Composite Midheaven in Libra

Composite Midheaven in Libra

The Polished Cage

Composite Midheaven in Libra organizes the relationship around a shared public face: balanced, reasonable, aesthetically coherent, trustworthy. Both people have formed a relational identity that depends on maintaining this image. The relationship's reputation carries disproportionate weight, when this pair enters a room, they should appear to have their act together. This is not a placement that guarantees internal harmony; it guarantees the appearance of it.

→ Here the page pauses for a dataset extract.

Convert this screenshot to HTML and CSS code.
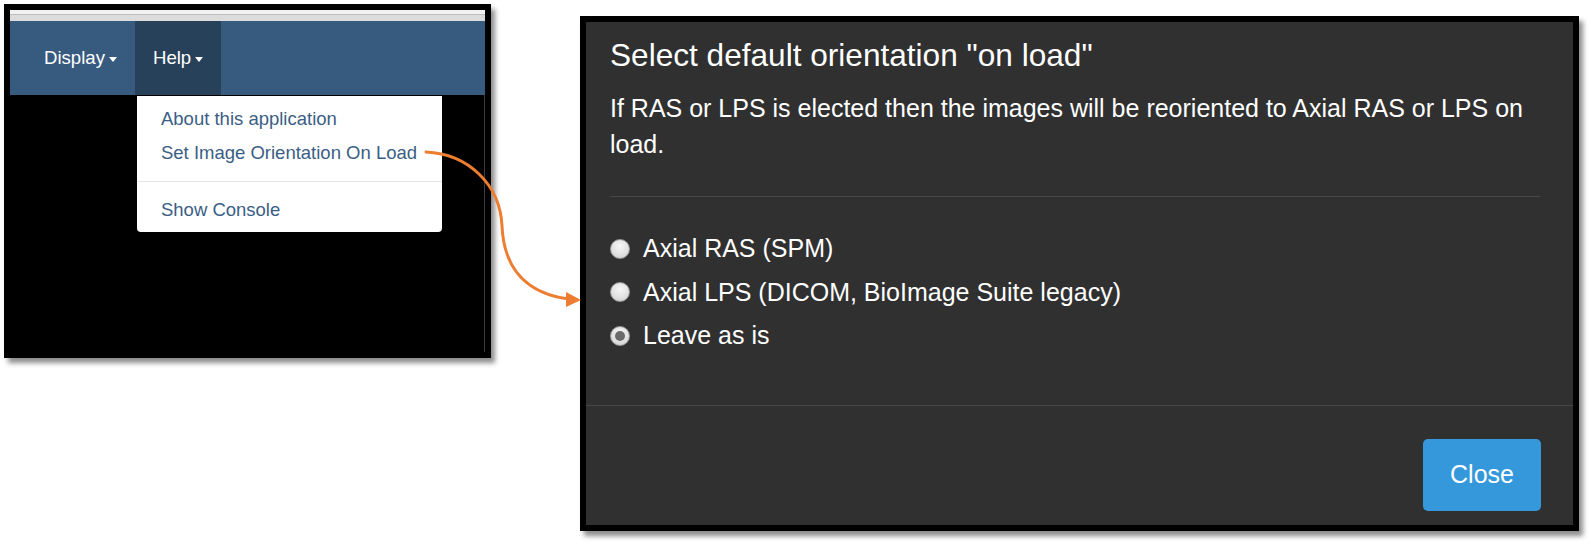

The architecture runs on diplomatic reflex and careful presentation. Between them, both people instinctively manage how the partnership is perceived: collaborative rather than competitive, thoughtful rather than impulsive, intentional rather than chaotic. This works. People trust them. They excel at joint projects, mediation, brokering agreement between opposing sides. The mechanism is real and produces tangible professional success. The problem is quieter: this diplomatic skill becomes a substitute for directness. Disagreements get smoothed over rather than resolved. One person may say yes when they mean no, simply because saying no would disrupt the carefully maintained equilibrium. Resentment accumulates under a veneer of civility. Neither person may notice this is happening until the unspoken frustration has calcified into distance.

The relationship is likely drawn to creative, aesthetic, or people-facing work, design, law, mediation, the arts, public roles. The shared sense of what looks right and what feels balanced is genuinely useful professionally. But the vulnerability emerges when the work requires taking a position that is unpopular or unflattering. When this relationship faces a choice between looking good and being honest, the pattern typically reveals itself: fear of appearing unbalanced keeps both people performing a version of agreement they don't actually feel. The relationship's public success can become a cage if maintaining it requires either of them to abandon their actual convictions.

What this partnership is protecting through its commitment to balance is the terror of being seen as messy, unreasonable, or out of control. That protection has real cost. Genuine intimacy sometimes requires being unreasonable together. Real partnership sometimes requires being willing to look bad in public. When both people can consciously choose honesty over image, when they can disagree visibly, take unpopular stands together, or admit failure without losing their sense of coherence, the relationship's actual strength emerges. The diplomatic skill doesn't disappear; it becomes a choice rather than a compulsion. That shift from performing balance to embodying it is where this placement moves from protective to genuinely powerful.